HODDI: A Dataset of High-Order Drug-Drug Interactions for Computational Pharmacovigilance
Zhaoying Wang, Yingdan Shi, Xiang Liu, Can Chen, Jun Wen, Ren Wang
TL;DR
HODDI addresses the scarcity of higher-order drug–drug interaction data by introducing the FAERS-derived HODDI dataset, containing 109,744 records across 41 quarters, 2,506 drugs, and 4,569 side effects. The authors design a rigorous construction pipeline, including SapBERT-based side-effect labeling, DrugBank mapping, and careful positive/negative sampling, and they evaluate multiple architectures on three evaluation subsets.
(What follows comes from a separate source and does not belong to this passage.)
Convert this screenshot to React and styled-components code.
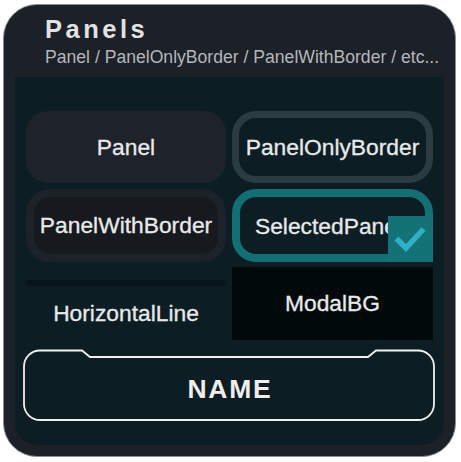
import React from "react";
import styled, { createGlobalStyle } from "styled-components";

const Global = createGlobalStyle`
  html, body { margin: 0; padding: 0; background: #ffffff; }
  body { font-family: "Liberation Sans", Arial, sans-serif; }
`;

const Frame = styled.div`
  box-sizing: border-box;
  width: 453px;
  height: 453px;
  margin: 4px 0 0 3px;
  border: 1px solid #8a8e92;
  border-radius: 34px;
  background: #1c2027;
  padding: 0 11px 11px 11px;
  display: flex;
  flex-direction: column;
  overflow: hidden;
`;

const Header = styled.header`
  box-sizing: border-box;
  height: 72px;
  padding: 8.6px 0 0 30px;
  display: flex;
  flex-direction: column;
`;

const Title = styled.h1`
  margin: 0;
  font-family: "Liberation Sans", Arial, sans-serif;
  font-size: 25.5px;
  line-height: 30px;
  font-weight: 700;
  letter-spacing: 3.5px;
  color: #e2e3e4;
`;

const Subtitle = styled.div`
  margin-top: 3.4px;
  font-size: 17.6px;
  line-height: 20px;
  color: #b3b7bb;
  white-space: nowrap;
`;

const Body = styled.main`
  box-sizing: border-box;
  flex: 1;
  background: #0c1e23;
  border-radius: 0 0 22px 22px;
  padding: 34px 11px 24px 11px;
  display: flex;
  flex-direction: column;
`;

const Grid = styled.div`
  display: grid;
  grid-template-columns: 200px 201px;
  grid-template-rows: 72px 73px 73px;
  column-gap: 6px;
  row-gap: 5.5px;
`;

const Label = styled.span`
  font-size: 22.8px;
  color: #e8e9ea;
  white-space: nowrap;
  -webkit-text-stroke: 0.3px #e8e9ea;
`;

const CellBase = styled.div`
  box-sizing: border-box;
  display: flex;
  align-items: center;
  justify-content: center;
  overflow: hidden;
  position: relative;
`;

const PanelCell = styled(CellBase)`
  background: #1e2229;
  border-radius: 22px;
`;

const OnlyBorderCell = styled(CellBase)`
  border: 7px solid #2a3c41;
  border-radius: 24px;
`;

const WithBorderCell = styled(CellBase)`
  background: #1d2128;
  border-radius: 24px;
  padding: 8px;
`;

const WithBorderInner = styled.div`
  flex: 1;
  align-self: stretch;
  background: #16191e;
  border-radius: 17px;
  display: flex;
  align-items: center;
  justify-content: center;
`;

const SelectedCell = styled(CellBase)`
  border: 8px solid #127074;
  border-radius: 24px;
  background: #0c1e23;
  padding: 3px 8px 0 0;
  overflow: visible;
`;

const CheckBadge = styled.div`
  position: absolute;
  right: -8px;
  bottom: -8px;
  width: 45px;
  height: 46px;
  background: #137276;
  display: flex;
  align-items: center;
  justify-content: center;
  z-index: 1;
`;

const LineCell = styled.div`
  display: flex;
  flex-direction: column;
  padding-top: 13px;
`;

const HLine = styled.div`
  height: 6px;
  border-radius: 3px;
  background: #08151a;
`;

const LineLabelArea = styled.div`
  flex: 1;
  display: flex;
  align-items: center;
  justify-content: center;
`;

const ModalCell = styled(CellBase)`
  background: #02090b;
`;

const NameButton = styled.button`
  position: relative;
  box-sizing: border-box;
  height: 72px;
  margin: 9px -2px 0 -3px;
  padding: 8px 0 0 2px;
  background: transparent;
  border: none;
  display: flex;
  align-items: center;
  justify-content: center;
  font-family: "Liberation Sans", Arial, sans-serif;
  font-size: 26.5px;
  font-weight: 700;
  letter-spacing: 1.8px;
  color: #eeeeee;
`;

const FrameSvg = styled.svg`
  position: absolute;
  left: 0;
  top: 0;
  width: 412px;
  height: 72px;
  pointer-events: none;
`;

function Check() {
  return (
    <svg width="45" height="46" viewBox="0 0 45 46">
      <path
        d="M8.5 22.5 L18 32 L35.5 13"
        fill="none"
        stroke="#2eb1c8"
        strokeWidth="5.5"
        strokeLinecap="butt"
        strokeLinejoin="miter"
      />
    </svg>
  );
}

function NameFrame() {
  return (
    <FrameSvg viewBox="0 0 412 72">
      <path
        d="M17 1.5 L59 1.5 L67 8 L345 8 L353 1.5 L395 1.5 A16 16 0 0 1 411 17.5 L411 55 A16 16 0 0 1 395 71 L17 71 A16 16 0 0 1 1 55 L1 17.5 A16 16 0 0 1 17 1.5 Z"
        fill="none"
        stroke="#f0f0f0"
        strokeWidth="1.8"
      />
    </FrameSvg>
  );
}

export default function App() {
  return (
    <>
      <Global />
      <Frame>
        <Header>
          <Title>Panels</Title>
          <Subtitle>Panel / PanelOnlyBorder / PanelWithBorder / etc...</Subtitle>
        </Header>
        <Body>
          <Grid>
            <PanelCell>
              <Label>Panel</Label>
            </PanelCell>
            <OnlyBorderCell>
              <Label>PanelOnlyBorder</Label>
            </OnlyBorderCell>
            <WithBorderCell>
              <WithBorderInner>
                <Label>PanelWithBorder</Label>
              </WithBorderInner>
            </WithBorderCell>
            <SelectedCell>
              <Label>SelectedPanel</Label>
              <CheckBadge>
                <Check />
              </CheckBadge>
            </SelectedCell>
            <LineCell>
              <HLine />
              <LineLabelArea>
                <Label>HorizontalLine</Label>
              </LineLabelArea>
            </LineCell>
            <ModalCell>
              <Label>ModalBG</Label>
            </ModalCell>
          </Grid>
          <NameButton>
            <NameFrame />
            NAME
          </NameButton>
        </Body>
      </Frame>
    </>
  );
}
They find that higher-order information substantially improves prediction, with hypergraph-based models like HGNN-SA achieving the best performance, while simple MLPs can still excel when leveraging higher-order features. This dataset and benchmark framework offer a robust foundation for advancing pharmacovigilance, polypharmacy safety, and personalized medicine through higher-order modeling approaches.
Abstract
Drug-side effect research is vital for understanding adverse reactions arising in complex multi-drug therapies. However, the scarcity of higher-order datasets that capture the combinatorial effects of multiple drugs severely limits progress in this field. Existing resources such as TWOSIDES primarily focus on pairwise interactions. To fill this critical gap, we introduce HODDI, the first Higher-Order Drug-Drug Interaction Dataset, constructed from U.S. Food and Drug Administration (FDA) Adverse Event Reporting System (FAERS) records spanning the past decade, to advance computational pharmacovigilance. HODDI contains 109,744 records involving 2,506 unique drugs and 4,569 unique side effects, specifically curated to capture multi-drug interactions and their collective impact on adverse effects. Comprehensive statistical analyses demonstrate HODDI's extensive coverage and robust analytical metrics, making it a valuable resource for studying higher-order drug relationships. Evaluating HODDI with multiple models, we found that simple Multi-Layer Perceptron (MLP) can outperform graph models, while hypergraph models demonstrate superior performance in capturing complex multi-drug interactions, further validating HODDI's effectiveness. Our findings highlight the inherent value of higher-order information in drug-side effect prediction and position HODDI as a benchmark dataset for advancing research in pharmacovigilance, drug safety, and personalized medicine. The dataset and codes are available at https://github.com/TIML-Group/HODDI.